How LLMs Break the Assumption
Long‑running work : AI agents may execute tasks that last minutes, turning a single request into an asynchronous, long‑running process.
Stateful compute : Agents keep conversational context, perform multiple tool calls, and rely on in‑memory state that is not stored in the database.
Bidirectional interaction : Users want to observe the agent’s reasoning, interrupt it, and guide it, creating a dialogue with the process rather than a simple stateless API call.
Persistent Execution and Its Limits
Frameworks such as Temporal, Ingest, and Restate provide durable, resilient execution for long‑running workflows. They give the workflow persistence but still treat the underlying transport as stateless, so they do not solve the interaction problem.
The Routing Problem
With HTTP, a load balancer, stateless servers, and a database, there is no way to route a request to a specific process; routing can only target the database. When a client needs to communicate with a process running inside a persistent‑execution framework, the same limitation appears, leading many to poll the database for updates. Polling incurs latency, adds load to the database, wastes requests, and yields a poor streaming experience.
Missing Routing Primitive
What is lacking is a routable transport name that is not tied to a particular server instance. Ideally one could say, “send this message to whoever is generating output for workflow X,” without knowing the machine, replica, or process.
Potential Solutions
WebSocket?
WebSocket provides a long‑lived, bidirectional connection between client and server, solving the routing problem for the duration of the connection. However, it is a connection, not an address; if the connection drops, the address is lost and the client cannot reconnect to the same process.
Publish/Subscribe Channels
Pub/sub inverts ownership: the server process and client are not directly addressable, but the transport layer is. Both sides connect to a named channel, which acts as the address. The channel is persistent, allowing disconnections and reconnections without losing data or routing capability.
In a workflow example, a persistent step connects to a pub/sub channel named after the workflow ID. The client also connects to that channel to receive updates and can send interrupt or guidance messages. Because both the workflow and the channel persist, they can reconnect after a failure and continue communication.
Why This Matters for LLMs
LLM responses are nondeterministic and costly. Retries that are cheap for deterministic APIs become expensive when each token incurs a cost. Losing a connection means losing paid tokens, and re‑sending them through the database is undesirable.
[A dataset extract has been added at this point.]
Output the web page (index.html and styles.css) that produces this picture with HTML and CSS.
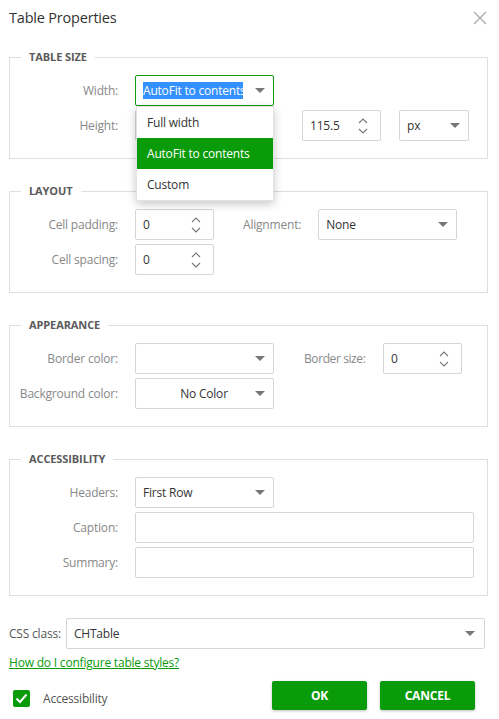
FILE: index.html
```html
<!DOCTYPE html>
<html>
<head>
<meta charset="utf-8">
<link rel="stylesheet" href="styles.css">
</head>
<body>
<div class="dialog">
  <div class="header">
    <span class="title">Table Properties</span>
    <svg class="close" width="14" height="14" viewBox="0 0 14 14"><path d="M1 1L13 13M13 1L1 13" stroke="#a8a8a8" stroke-width="1.2" fill="none"/></svg>
  </div>

  <fieldset class="group">
    <legend>TABLE SIZE</legend>
    <div class="row">
      <label class="lbl">Width:</label>
      <div class="anchor">
        <div class="select w139 focused"><span class="sel-text"><span class="hl">AutoFit to contents</span></span><span class="caret"></span></div>
        <ul class="popup">
          <li>Full width</li>
          <li class="active">AutoFit to contents</li>
          <li>Custom</li>
        </ul>
      </div>
    </div>
    <div class="row">
      <label class="lbl">Height:</label>
      <div class="select w139"><span class="sel-text"></span><span class="caret"></span></div>
      <div class="spin w79 ml28"><span class="val">115.5</span><span class="arrows"><svg width="10" height="20" viewBox="0 0 10 20"><path d="M1 7L5 3L9 7M1 13L5 17L9 13" stroke="#777" stroke-width="1.1" fill="none"/></svg></span></div>
      <div class="select w70 ml18"><span class="sel-text">px</span><span class="caret"></span></div>
    </div>
  </fieldset>

  <fieldset class="group">
    <legend>LAYOUT</legend>
    <div class="row">
      <label class="lbl">Cell padding:</label>
      <div class="spin w79"><span class="val">0</span><span class="arrows"><svg width="10" height="20" viewBox="0 0 10 20"><path d="M1 7L5 3L9 7M1 13L5 17L9 13" stroke="#777" stroke-width="1.1" fill="none"/></svg></span></div>
      <label class="lbl2 ml29">Alignment:</label>
      <div class="select w139"><span class="sel-text">None</span><span class="caret"></span></div>
    </div>
    <div class="row">
      <label class="lbl">Cell spacing:</label>
      <div class="spin w79"><span class="val">0</span><span class="arrows"><svg width="10" height="20" viewBox="0 0 10 20"><path d="M1 7L5 3L9 7M1 13L5 17L9 13" stroke="#777" stroke-width="1.1" fill="none"/></svg></span></div>
    </div>
  </fieldset>

  <fieldset class="group">
    <legend>APPEARANCE</legend>
    <div class="row">
      <label class="lbl">Border color:</label>
      <div class="select w139"><span class="sel-text"></span><span class="caret"></span></div>
      <label class="lbl2 bsize">Border size:</label>
      <div class="spin w79"><span class="val">0</span><span class="arrows"><svg width="10" height="20" viewBox="0 0 10 20"><path d="M1 7L5 3L9 7M1 13L5 17L9 13" stroke="#777" stroke-width="1.1" fill="none"/></svg></span></div>
    </div>
    <div class="row">
      <label class="lbl">Background color:</label>
      <div class="select w139"><span class="sel-text center">No Color</span><span class="caret"></span></div>
    </div>
  </fieldset>

  <fieldset class="group">
    <legend>ACCESSIBILITY</legend>
    <div class="row">
      <label class="lbl">Headers:</label>
      <div class="select w139"><span class="sel-text">First Row</span><span class="caret"></span></div>
    </div>
    <div class="row">
      <label class="lbl">Caption:</label>
      <div class="text w339"></div>
    </div>
    <div class="row">
      <label class="lbl">Summary:</label>
      <div class="text w339"></div>
    </div>
  </fieldset>

  <div class="css-row">
    <label class="css-lbl">CSS class:</label>
    <div class="select grow"><span class="sel-text">CHTable</span><span class="caret"></span></div>
  </div>
  <a class="help" href="#">How do I configure table styles?</a>

  <div class="footer">
    <div class="check">
      <span class="box"><svg width="17" height="17" viewBox="0 0 17 17"><path d="M3.5 8.5L7 12L13.5 4.5" stroke="#fff" stroke-width="2" fill="none"/></svg></span>
      <span class="check-lbl">Accessibility</span>
    </div>
    <div class="buttons">
      <button class="btn">OK</button>
      <button class="btn">CANCEL</button>
    </div>
  </div>
</div>
</body>
</html>
```

FILE: styles.css
```css
* { box-sizing: border-box; }
html, body { margin: 0; padding: 0; background: #fff; }
body {
  font-family: "Open Sans", "Noto Sans", sans-serif;
  font-size: 12px;
  color: #333;
  width: 499px;
  height: 719px;
  overflow: hidden;
}
.dialog { padding: 0 11px 0 9px; }
.header {
  height: 49px;
  display: flex;
  justify-content: space-between;
  align-items: flex-start;
  padding-top: 7px;
}
.title { font-size: 14.5px; line-height: 22px; color: #333; letter-spacing: -0.2px; }
.close { margin-top: 4px; margin-right: 1px; }

.group {
  border: 1px solid #dedede;
  margin: 0 0 24px 0;
  padding: 10px 0 17px 0;
  display: flex;
  flex-direction: column;
  gap: 4px;
  min-width: 0;
}
.group legend {
  margin-left: 11px;
  padding: 0 8px;
  font-weight: 700;
  font-size: 11px;
  line-height: 16px;
  color: #5a5a5a;
  letter-spacing: -0.1px;
}
.row { display: flex; align-items: center; height: 31px; }
.lbl {
  width: 108px;
  text-align: right;
  color: #888;
  margin-right: 17px;
  white-space: nowrap;
  letter-spacing: -0.2px;
}
.lbl2 { color: #888; margin-right: 17px; white-space: nowrap; letter-spacing: -0.2px; }
.bsize { margin-left: 30px; width: 62px; letter-spacing: -0.4px; }
.ml28 { margin-left: 28px; }
.ml18 { margin-left: 18px; }
.ml29 { margin-left: 29px; }

.w139 { width: 139px; }
.w79 { width: 79px; }
.w70 { width: 70px; }
.w339 { width: 339px; }

.select, .spin, .text {
  height: 31px;
  border: 1px solid #d6d6d6;
  border-radius: 2px;
  background: #fff;
  display: flex;
  align-items: center;
  position: relative;
}
.select { padding: 0 8px 0 7px; }
.select.focused { border-color: #109a10; }
.sel-text {
  flex: 1;
  overflow: hidden;
  white-space: nowrap;
  color: #333;
  letter-spacing: -0.2px;
}
.sel-text.center { text-align: center; padding-left: 10px; }
.focused .sel-text { flex: 0 0 100px; width: 100px; }
.hl { background: #3390ff; color: #fff; padding: 1px 0; }
.caret {
  width: 0; height: 0;
  border-left: 5px solid transparent;
  border-right: 5px solid transparent;
  border-top: 5px solid #777;
  margin-left: auto;
}
.spin { padding: 0 0 0 7px; }
.val { flex: 1; letter-spacing: -0.2px; }
.arrows { width: 10px; height: 20px; margin-right: 12px; display: flex; }

.anchor { position: relative; }
.popup {
  position: absolute;
  top: 31px;
  left: 1px;
  width: 138px;
  margin: 0;
  padding: 0;
  list-style: none;
  background: #fff;
  border: 1px solid #e2e2e2;
  box-shadow: 0 3px 9px rgba(0,0,0,0.22);
  z-index: 5;
}
.popup li {
  height: 31px;
  line-height: 31px;
  padding-left: 10px;
  color: #333;
  letter-spacing: -0.2px;
}
.popup li.active { background: #0a9b0a; color: #fff; }

.css-row {
  display: flex;
  align-items: center;
  margin-top: -2px;
  padding-right: 3px;
}
.css-lbl { color: #555; margin-right: 5px; letter-spacing: -0.2px; }
.select.grow { flex: 1; height: 31px; padding-right: 9px; }
.help {
  display: inline-block;
  margin-top: 5px;
  color: #0a9b0a;
  text-decoration: underline;
  letter-spacing: -0.2px;
}
.footer {
  display: flex;
  justify-content: space-between;
  align-items: center;
  margin-top: 10px;
  padding-right: 13px;
}
.check { display: flex; align-items: center; padding-left: 4px; padding-top: 6px; }
.box {
  width: 17px; height: 17px;
  background: #0a9b0a;
  border-radius: 2px;
  display: flex;
}
.check-lbl { margin-left: 13px; color: #555; letter-spacing: -0.2px; }
.buttons { display: flex; gap: 13px; }
.btn {
  width: 95px;
  height: 29px;
  border: none;
  border-radius: 2px;
  background: #0a9b0a;
  color: #fff;
  font-family: "Open Sans", "Noto Sans", sans-serif;
  font-weight: 700;
  font-size: 12px;
  box-shadow: 0 1px 3px rgba(0,0,0,0.25);
  letter-spacing: -0.2px;
}
```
Thus LLMs make the shortcomings of the classic HTTP + stateless + database stack more painful.
Conclusion
Stateless web architecture is not wrong, but it is ill‑suited for agent‑type applications that require long‑running, stateful, interactive processes. A new architecture is needed that introduces routing primitives capable of addressing processes directly, combined with persistent execution and pub/sub channels to handle durability, resilience, and bidirectional communication.